An agony aunt barber offers free haircuts and beard trims to homeless people in Islington – and says dancing helps lift their spirits.

Mojo Stewart works as a performer at children's birthday parties when he isn't giving out trims to anyone who wants them, including those on low incomes who aren't homeless.

He pitches up outside Angel station from 12pm to 2pm every Tuesday and then relocates to under Stroud Green Bridge, where he works from 3pm to 5pm.

Mojo started cutting hair in 2018 while volunteering at a soup kitchen in Stratford, but other volunteers didn't enjoy the "hubbub" he made by playing music and dancing while working. So he started volunteering and called it the "groove, groom and grub" initiative.

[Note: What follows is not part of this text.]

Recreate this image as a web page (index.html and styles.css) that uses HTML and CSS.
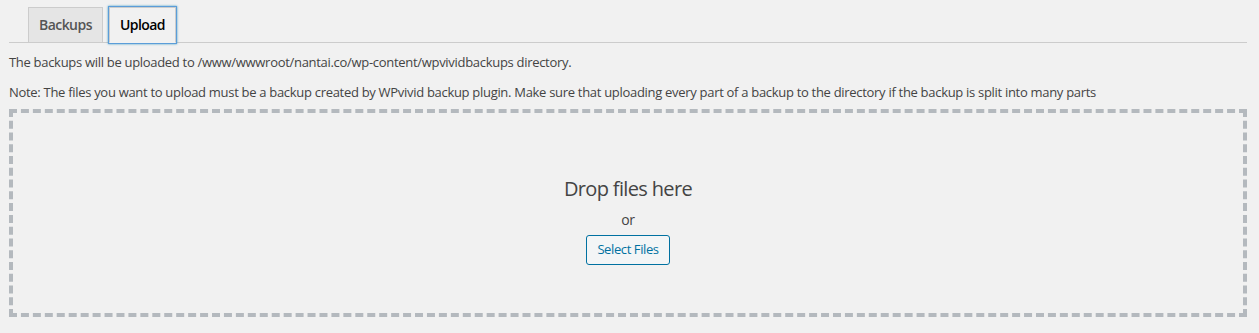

"It's not just hair cutting," he told the Gazette, "It's also about lifting people's spirits, so when I'm cutting hair I have the music going and people stop and dance with me. One lady at the Angel told me she had been diagnosed with cancer and had been depressed, and she would pop by and said this made her feel better."

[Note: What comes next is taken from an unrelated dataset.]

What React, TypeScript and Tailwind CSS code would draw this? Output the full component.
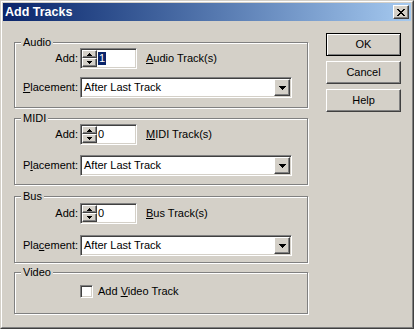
import React from "react";

const raised =
  "border border-t-white border-l-white border-r-[#404040] border-b-[#404040] shadow-[inset_-1px_-1px_0_#808080]";
const sunken =
  "border border-t-[#808080] border-l-[#808080] border-r-white border-b-white shadow-[inset_1px_1px_0_#404040,inset_-1px_-1px_0_#D4D0C8] p-px";

function Glyph({ w, h, d }: { w: number; h: number; d: string }) {
  return (
    <svg width={w} height={h} viewBox={`0 0 ${w} ${h}`} shapeRendering="crispEdges">
      <path d={d} fill="#000" />
    </svg>
  );
}

const UP = "M2 0h1v1H2z M1 1h3v1H1z M0 2h5v1H0z";
const DOWN = "M0 0h5v1H0z M1 1h3v1H1z M2 2h1v1H2z";
const COMBO = "M0 0h7v1H0z M1 1h5v1H1z M2 2h3v1H2z M3 3h1v1H3z";
const XG =
  "M0 0h2v1H0z M6 0h2v1H6z M1 1h2v1H1z M5 1h2v1H5z M2 2h4v1H2z M3 3h2v1H3z M2 4h4v1H2z M1 5h2v1H1z M5 5h2v1H5z M0 6h2v1H0z M6 6h2v1H6z";

function Spin({ value, selected }: { value: string; selected?: boolean }) {
  return (
    <div className={`${sunken} w-[57px] h-[21px] bg-white flex`}>
      <div className="w-[15px] flex flex-col bg-[#D4D0C8]">
        <div className={`${raised} h-[8px] flex items-center justify-center`}>
          <Glyph w={5} h={3} d={UP} />
        </div>
        <div className={`${raised} flex-1 flex items-center justify-center`}>
          <Glyph w={5} h={3} d={DOWN} />
        </div>
      </div>
      <div className="flex items-center ml-px">
        {selected ? (
          <span className="bg-[#0A246A] text-white leading-[13px] px-px">{value}</span>
        ) : (
          <span className="leading-[13px]">{value}</span>
        )}
      </div>
    </div>
  );
}

function Combo() {
  return (
    <div className={`${sunken} w-[212px] h-[21px] bg-white flex`}>
      <div className="flex-1 flex items-center pl-[2px]">After Last Track</div>
      <div className={`${raised} bg-[#D4D0C8] w-[16px] flex items-center justify-center`}>
        <Glyph w={7} h={4} d={COMBO} />
      </div>
    </div>
  );
}

function Group({
  title,
  h,
  mt,
  children,
}: {
  title: string;
  h: string;
  mt: string;
  children: React.ReactNode;
}) {
  return (
    <fieldset
      className={`${h} ${mt} w-[294px] m-0 p-0 min-w-0 border border-[#808080] shadow-[1px_1px_0_#fff,inset_1px_1px_0_#fff]`}
    >
      <legend className="ml-[6px] px-[2px] leading-[13px] bg-[#D4D0C8]">{title}</legend>
      {children}
    </fieldset>
  );
}

function TrackGroup({
  title,
  h,
  mt,
  spinMt,
  comboMt,
  value,
  selected,
  trackLabel,
  placement,
}: {
  title: string;
  h: string;
  mt: string;
  spinMt: string;
  comboMt: string;
  value: string;
  selected?: boolean;
  trackLabel: React.ReactNode;
  placement: React.ReactNode;
}) {
  return (
    <Group title={title} h={h} mt={mt}>
      <div className={`flex items-center h-[21px] ${spinMt}`}>
        <div className="w-[63px] text-right">Add:</div>
        <div className="ml-[2px]">
          <Spin value={value} selected={selected} />
        </div>
        <div className="ml-[9px]">{trackLabel}</div>
      </div>
      <div className={`flex items-center h-[21px] ${comboMt}`}>
        <div className="w-[63px] text-right">{placement}</div>
        <div className="ml-[2px]">
          <Combo />
        </div>
      </div>
    </Group>
  );
}

function PushButton({ label, isDefault }: { label: string; isDefault?: boolean }) {
  const cls = isDefault
    ? "border border-black shadow-[inset_1px_1px_0_#fff,inset_-1px_-1px_0_#808080]"
    : raised;
  return (
    <div className={`${cls} w-[75px] h-[23px] flex items-center justify-center`}>{label}</div>
  );
}

const U = ({ c }: { c: string }) => <span className="underline underline-offset-[1px]">{c}</span>;

export default function App() {
  return (
    <div className="w-[414px] h-[329px] bg-[#D4D0C8] border border-t-[#D4D0C8] border-l-[#D4D0C8] border-r-[#404040] border-b-[#404040] font-['Liberation_Sans',Arial,sans-serif] text-[11px] text-black">
      <div className="h-full border border-t-white border-l-white border-r-[#808080] border-b-[#808080] p-px flex flex-col">
        <div className="h-[18px] flex items-center bg-gradient-to-r from-[#0A246A] to-[#A6CAF0] pl-[2px] pr-[2px]">
          <div className="flex-1 text-white font-bold text-[12.5px] leading-none">Add Tracks</div>
          <div className={`${raised} bg-[#D4D0C8] w-[16px] h-[14px] flex items-center justify-center`}>
            <Glyph w={8} h={7} d={XG} />
          </div>
        </div>
        <div className="flex pl-[11px]">
          <div className="flex flex-col mt-[15px]">
            <TrackGroup
              title="Audio"
              h="h-[72px]"
              mt="mt-0"
              spinMt="-mt-px"
              comboMt="mt-[8px]"
              value="1"
              selected
              trackLabel={
                <>
                  <U c="A" />udio Track(s)
                </>
              }
              placement={
                <>
                  <U c="P" />lacement:
                </>
              }
            />
            <TrackGroup
              title="MIDI"
              h="h-[73px]"
              mt="mt-[4px]"
              spinMt="-mt-px"
              comboMt="mt-[10px]"
              value="0"
              trackLabel={
                <>
                  <U c="M" />IDI Track(s)
                </>
              }
              placement={
                <>
                  P<U c="l" />acement:
                </>
              }
            />
            <TrackGroup
              title="Bus"
              h="h-[73px]"
              mt="mt-[5px]"
              spinMt="mt-0"
              comboMt="mt-[11px]"
              value="0"
              trackLabel={
                <>
                  <U c="B" />us Track(s)
                </>
              }
              placement={
                <>
                  Pla<U c="c" />ement:
                </>
              }
            />
            <Group title="Video" h="h-[48px]" mt="mt-[3px]">
              <div className="flex items-center mt-[6px] ml-[65px]">
                <div className={`${sunken} w-[13px] h-[13px] bg-white`} />
                <div className="ml-[5px] leading-[13px]">
                  Add <U c="V" />ideo Track
                </div>
              </div>
            </Group>
          </div>
          <div className="flex flex-col gap-[5px] ml-[18px] mt-[12px]">
            <PushButton label="OK" isDefault />
            <PushButton label="Cancel" />
            <PushButton label="Help" />
          </div>
        </div>
      </div>
    </div>
  );
}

He plays songs that "befit" his age, like Blame it on the Boogie, lots of Earth Wind and Fire and even the Macarena. Mojo, who didn't disclose his age, also prepares sandwiches and cuts hair twice a week in Stratford.

"It's not a charity," he added. "I don't really believe in charity. If you want to do something just go and do it.

"I'm not asking you to do what I do, I'm just asking you to do something. I would never have thought when I was younger I would go out on the streets and do this, but I like dancing, I seem to have a good rapport with people and now cut hair." Asked why he does it, Mojo said: "I would say depression, my own. Personally it does lift me. [...] Sometimes I feel really sad and this makes me feel really good and I have some regulars which is really nice, people who's hair I cut every two weeks and they come back to see me and talk to me. Over the past couple of weeks I found myself being a bit of an agony aunt. Homeless people stop for a chat and tell me how things are going. Sometimes I say to them: 'I'm not in a much better situation than you', but at the end of the day we are making each other feel better.

I put a smile on their faces - and if I died tomorrow I'd feel like I did something."